+++ Data excerpt +++
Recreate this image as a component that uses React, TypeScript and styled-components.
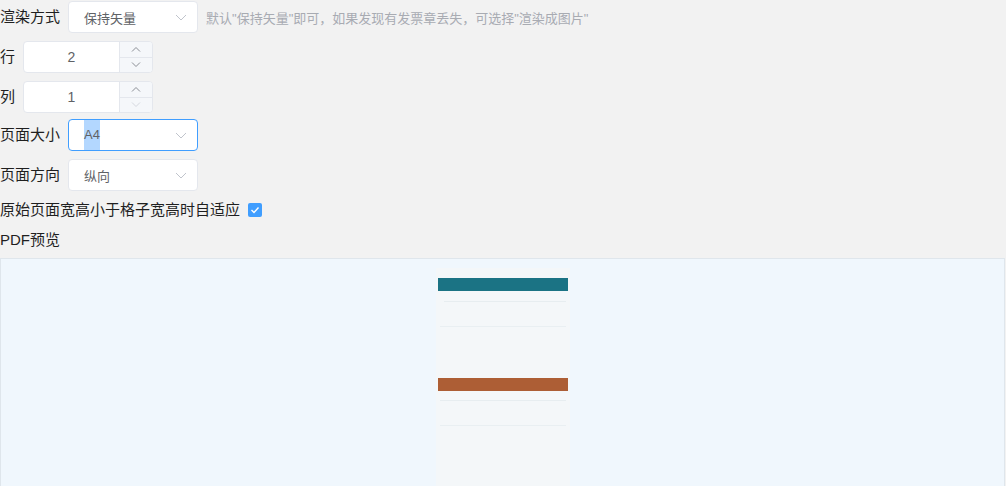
import React from 'react';
import styled, {createGlobalStyle} from 'styled-components';

const GlobalStyle = createGlobalStyle`
  html, body {
    margin: 0;
    padding: 0;
    background: #f2f2f2;
    font-family: 'Liberation Sans', 'Noto Sans CJK SC', sans-serif;
    color: #1f1f1f;
  }
`;

function Chevron({up, light}: {up?: boolean; light?: boolean}) {
  return (
    <svg width="10" height="6" viewBox="0 0 10 6" fill="none">
      <path
        d={up ? 'M1 5.5L5 1.5L9 5.5' : 'M1 0.5L5 4.5L9 0.5'}
        stroke={light ? '#d4d7de' : '#8a8d94'}
        strokeWidth="1"
      />
    </svg>
  );
}

function SelectBox({value, focused}: {value: string; focused?: boolean}) {
  return (
    <Select $focused={focused}>
      {focused ? <Selected>{value}</Selected> : <span>{value}</span>}
      <Arrow>
        <svg width="12" height="7" viewBox="0 0 12 7" fill="none">
          <path d="M1 1L6 6L11 1" stroke="#c0c4cc" strokeWidth="1" />
        </svg>
      </Arrow>
    </Select>
  );
}

function NumberInput({value, minReached}: {value: number; minReached?: boolean}) {
  return (
    <NumberBox>
      <NumberValue>{value}</NumberValue>
      <Controls>
        <Step>
          <Chevron up />
        </Step>
        <Step $bottom>
          <Chevron light={minReached} />
        </Step>
      </Controls>
    </NumberBox>
  );
}

export default function App() {
  return (
    <>
      <GlobalStyle />
      <Form>
        <Row $gap={8}>
          <Label>渲染方式</Label>
          <SelectBox value="保持矢量" />
          <Hint>默认"保持矢量"即可，如果发现有发票章丢失，可选择"渲染成图片"</Hint>
        </Row>
        <Row $gap={8}>
          <Label>行</Label>
          <NumberInput value={2} />
        </Row>
        <Row $gap={6}>
          <Label>列</Label>
          <NumberInput value={1} minReached />
        </Row>
        <Row $gap={8}>
          <Label>页面大小</Label>
          <SelectBox value="A4" focused />
        </Row>
        <Row $gap={8}>
          <Label>页面方向</Label>
          <SelectBox value="纵向" />
        </Row>
        <CheckRow>
          <Label>原始页面宽高小于格子宽高时自适应</Label>
          <Checkbox>
            <svg width="10" height="8" viewBox="0 0 10 8" fill="none">
              <path d="M1.5 4L4 6.5L8.5 1.5" stroke="#fff" strokeWidth="1.4" />
            </svg>
          </Checkbox>
        </CheckRow>
        <Title>PDF预览</Title>
        <Preview>
          <Page>
            <svg width="134" height="230" viewBox="0 0 134 230">
              <rect x="0" y="0" width="134" height="230" fill="#f4f7f9" />
              <rect x="2" y="10" width="130" height="13" fill="#1b7384" />
              <rect x="8" y="33" width="122" height="1" fill="#e7edf0" />
              <rect x="4" y="58" width="126" height="1" fill="#e9eff2" />
              <rect x="2" y="110" width="130" height="13" fill="#ad5e35" />
              <rect x="4" y="132" width="126" height="1" fill="#e7edf0" />
              <rect x="4" y="157" width="126" height="1" fill="#e9eff2" />
            </svg>
          </Page>
        </Preview>
      </Form>
    </>
  );
}

const Form = styled.div`
  display: flex;
  flex-direction: column;
  padding-top: 1px;
  width: 1006px;
`;

const Row = styled.div<{$gap: number}>`
  display: flex;
  align-items: center;
  height: 32px;
  margin-bottom: ${props => props.$gap}px;
`;

const Label = styled.span`
  font-size: 15px;
  line-height: 20px;
  margin-right: 8px;
  white-space: nowrap;
`;

const Select = styled.div<{$focused?: boolean}>`
  box-sizing: border-box;
  width: 130px;
  height: 32px;
  display: flex;
  align-items: center;
  justify-content: space-between;
  padding: 0 10px 0 15px;
  background: #fff;
  border: 1px solid ${props => (props.$focused ? '#409eff' : '#e4e7ed')};
  border-radius: 4px;
  font-size: 13px;
  color: #606266;
`;

const Selected = styled.span`
  background: #b3d7ff;
  line-height: 30px;
`;

const Arrow = styled.span`
  display: flex;
  align-items: center;
`;

const Hint = styled.span`
  margin-left: 8px;
  font-size: 13px;
  color: #a8abb2;
  white-space: nowrap;
`;

const NumberBox = styled.div`
  box-sizing: border-box;
  width: 130px;
  height: 32px;
  display: flex;
  background: #fff;
  border: 1px solid #e4e7ed;
  border-radius: 4px;
  overflow: hidden;
`;

const NumberValue = styled.div`
  flex: 1;
  display: flex;
  align-items: center;
  justify-content: center;
  font-size: 14px;
  color: #606266;
`;

const Controls = styled.div`
  width: 32px;
  display: flex;
  flex-direction: column;
  border-left: 1px solid #e4e7ed;
  background: #f5f7fa;
`;

const Step = styled.div<{$bottom?: boolean}>`
  flex: 1;
  display: flex;
  align-items: center;
  justify-content: center;
  border-top: ${props => (props.$bottom ? '1px solid #e4e7ed' : 'none')};
`;

const CheckRow = styled.div`
  display: flex;
  align-items: center;
  height: 20px;
  margin-top: 1px;
  margin-bottom: 10px;
`;

const Checkbox = styled.span`
  width: 14px;
  height: 14px;
  border-radius: 2px;
  background: #409eff;
  display: flex;
  align-items: center;
  justify-content: center;
`;

const Title = styled.div`
  font-size: 15px;
  line-height: 20px;
  margin-bottom: 8px;
`;

const Preview = styled.div`
  box-sizing: border-box;
  width: 1005px;
  height: 240px;
  display: flex;
  justify-content: center;
  background: #f0f7fd;
  border: 1px solid #dfe6ec;
  padding-top: 9px;
`;

const Page = styled.div`
  width: 134px;
  height: 230px;
`;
+++
Aim of the task =>
Your copy of the data above should match it exactly, except that pictures are left out.

Response for this exercise =>
Recreate this image as a component that uses React, TypeScript and styled-components.
import React from 'react';
import styled, {createGlobalStyle} from 'styled-components';

const GlobalStyle = createGlobalStyle`
  html, body {
    margin: 0;
    padding: 0;
    background: #f2f2f2;
    font-family: 'Liberation Sans', 'Noto Sans CJK SC', sans-serif;
    color: #1f1f1f;
  }
`;

function Chevron({up, light}: {up?: boolean; light?: boolean}) {
  return (
    <svg width="10" height="6" viewBox="0 0 10 6" fill="none">
      <path
        d={up ? 'M1 5.5L5 1.5L9 5.5' : 'M1 0.5L5 4.5L9 0.5'}
        stroke={light ? '#d4d7de' : '#8a8d94'}
        strokeWidth="1"
      />
    </svg>
  );
}

function SelectBox({value, focused}: {value: string; focused?: boolean}) {
  return (
    <Select $focused={focused}>
      {focused ? <Selected>{value}</Selected> : <span>{value}</span>}
      <Arrow>
        <svg width="12" height="7" viewBox="0 0 12 7" fill="none">
          <path d="M1 1L6 6L11 1" stroke="#c0c4cc" strokeWidth="1" />
        </svg>
      </Arrow>
    </Select>
  );
}

function NumberInput({value, minReached}: {value: number; minReached?: boolean}) {
  return (
    <NumberBox>
      <NumberValue>{value}</NumberValue>
      <Controls>
        <Step>
          <Chevron up />
        </Step>
        <Step $bottom>
          <Chevron light={minReached} />
        </Step>
      </Controls>
    </NumberBox>
  );
}

export default function App() {
  return (
    <>
      <GlobalStyle />
      <Form>
        <Row $gap={8}>
          <Label>渲染方式</Label>
          <SelectBox value="保持矢量" />
          <Hint>默认"保持矢量"即可，如果发现有发票章丢失，可选择"渲染成图片"</Hint>
        </Row>
        <Row $gap={8}>
          <Label>行</Label>
          <NumberInput value={2} />
        </Row>
        <Row $gap={6}>
          <Label>列</Label>
          <NumberInput value={1} minReached />
        </Row>
        <Row $gap={8}>
          <Label>页面大小</Label>
          <SelectBox value="A4" focused />
        </Row>
        <Row $gap={8}>
          <Label>页面方向</Label>
          <SelectBox value="纵向" />
        </Row>
        <CheckRow>
          <Label>原始页面宽高小于格子宽高时自适应</Label>
          <Checkbox>
            <svg width="10" height="8" viewBox="0 0 10 8" fill="none">
              <path d="M1.5 4L4 6.5L8.5 1.5" stroke="#fff" strokeWidth="1.4" />
            </svg>
          </Checkbox>
        </CheckRow>
        <Title>PDF预览</Title>
        <Preview>
          <Page>
            <svg width="134" height="230" viewBox="0 0 134 230">
              <rect x="0" y="0" width="134" height="230" fill="#f4f7f9" />
              <rect x="2" y="10" width="130" height="13" fill="#1b7384" />
              <rect x="8" y="33" width="122" height="1" fill="#e7edf0" />
              <rect x="4" y="58" width="126" height="1" fill="#e9eff2" />
              <rect x="2" y="110" width="130" height="13" fill="#ad5e35" />
              <rect x="4" y="132" width="126" height="1" fill="#e7edf0" />
              <rect x="4" y="157" width="126" height="1" fill="#e9eff2" />
            </svg>
          </Page>
        </Preview>
      </Form>
    </>
  );
}

const Form = styled.div`
  display: flex;
  flex-direction: column;
  padding-top: 1px;
  width: 1006px;
`;

const Row = styled.div<{$gap: number}>`
  display: flex;
  align-items: center;
  height: 32px;
  margin-bottom: ${props => props.$gap}px;
`;

const Label = styled.span`
  font-size: 15px;
  line-height: 20px;
  margin-right: 8px;
  white-space: nowrap;
`;

const Select = styled.div<{$focused?: boolean}>`
  box-sizing: border-box;
  width: 130px;
  height: 32px;
  display: flex;
  align-items: center;
  justify-content: space-between;
  padding: 0 10px 0 15px;
  background: #fff;
  border: 1px solid ${props => (props.$focused ? '#409eff' : '#e4e7ed')};
  border-radius: 4px;
  font-size: 13px;
  color: #606266;
`;

const Selected = styled.span`
  background: #b3d7ff;
  line-height: 30px;
`;

const Arrow = styled.span`
  display: flex;
  align-items: center;
`;

const Hint = styled.span`
  margin-left: 8px;
  font-size: 13px;
  color: #a8abb2;
  white-space: nowrap;
`;

const NumberBox = styled.div`
  box-sizing: border-box;
  width: 130px;
  height: 32px;
  display: flex;
  background: #fff;
  border: 1px solid #e4e7ed;
  border-radius: 4px;
  overflow: hidden;
`;

const NumberValue = styled.div`
  flex: 1;
  display: flex;
  align-items: center;
  justify-content: center;
  font-size: 14px;
  color: #606266;
`;

const Controls = styled.div`
  width: 32px;
  display: flex;
  flex-direction: column;
  border-left: 1px solid #e4e7ed;
  background: #f5f7fa;
`;

const Step = styled.div<{$bottom?: boolean}>`
  flex: 1;
  display: flex;
  align-items: center;
  justify-content: center;
  border-top: ${props => (props.$bottom ? '1px solid #e4e7ed' : 'none')};
`;

const CheckRow = styled.div`
  display: flex;
  align-items: center;
  height: 20px;
  margin-top: 1px;
  margin-bottom: 10px;
`;

const Checkbox = styled.span`
  width: 14px;
  height: 14px;
  border-radius: 2px;
  background: #409eff;
  display: flex;
  align-items: center;
  justify-content: center;
`;

const Title = styled.div`
  font-size: 15px;
  line-height: 20px;
  margin-bottom: 8px;
`;

const Preview = styled.div`
  box-sizing: border-box;
  width: 1005px;
  height: 240px;
  display: flex;
  justify-content: center;
  background: #f0f7fd;
  border: 1px solid #dfe6ec;
  padding-top: 9px;
`;

const Page = styled.div`
  width: 134px;
  height: 230px;
`;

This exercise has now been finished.